Thanks for listening,
I really enjoyed this piece. As a former Marine Officer myself, I can relate to you in many ways (I also obey every command of my wife and have two daughters as well). Captain Crozier’s firing was disturbing, but when his men cheered for him, it was louder than any political headline or feeble sound bite from our disgraceful excuse for a President.
As I’m sure you know, leaders are first and foremost servants, because they serve the people they lead. Captain Crozier knew if he didn’t act, his men might die. I’m confident his Sailors realize who was truly looking out for them…and who was not. The enduring quality of a leader is someone who genuinely cares about their people. Authentic leadership is hard to find. Clearly, the Captain was doing something right to get a reaction from his men like that.

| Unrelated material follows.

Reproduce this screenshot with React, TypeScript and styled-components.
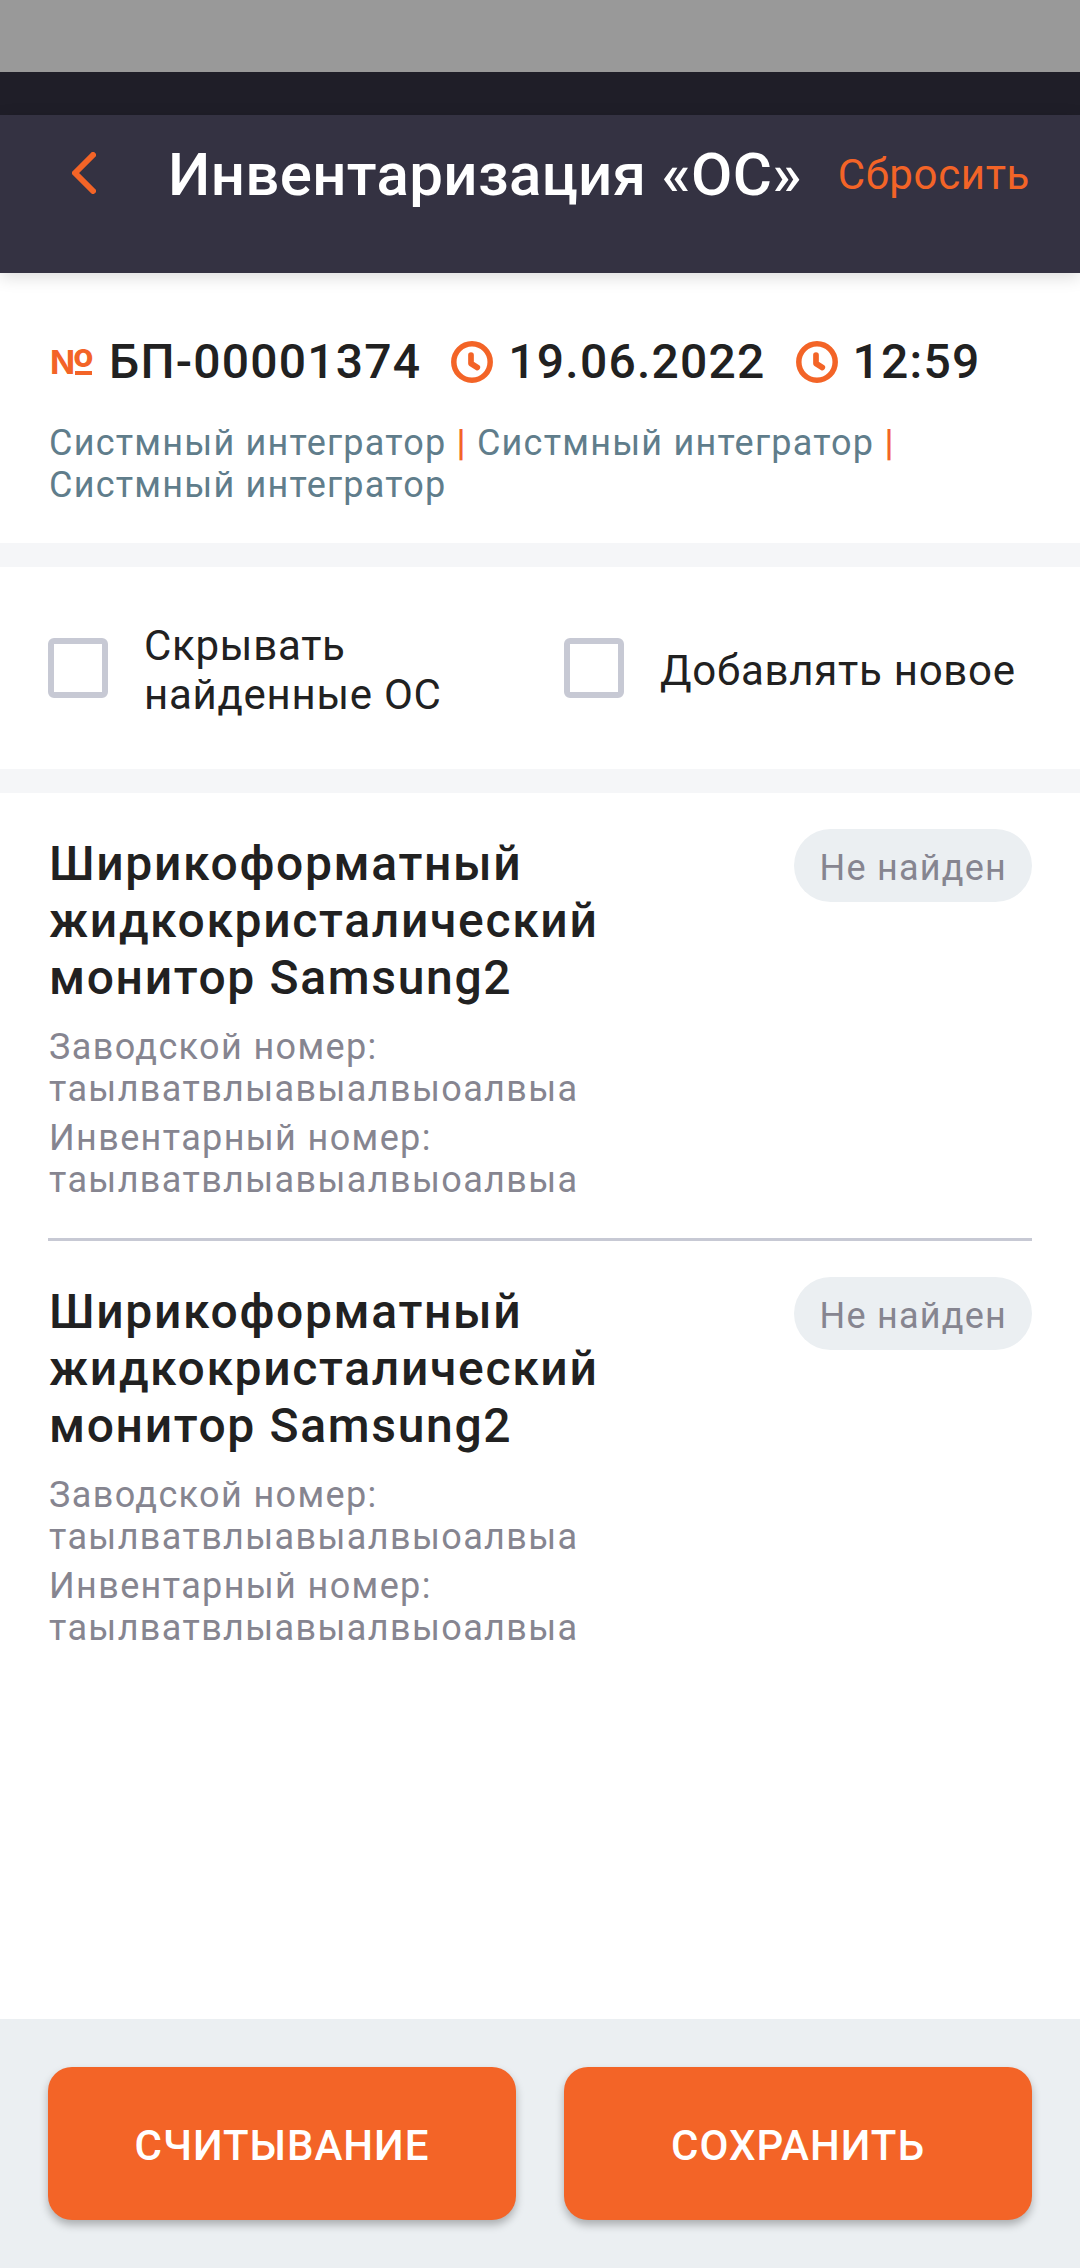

The irony is that the Republican party, once known for howling about personal responsibility, has actually now become the party of scapegoating and finger pointing. Will the Democrats realize this is an opportunity to seize and talk about ownership and responsibility? I don’t know. Time will tell.
Until then, we can admire someone like Captain Crozier, who at some point, will get to tell his side of the story.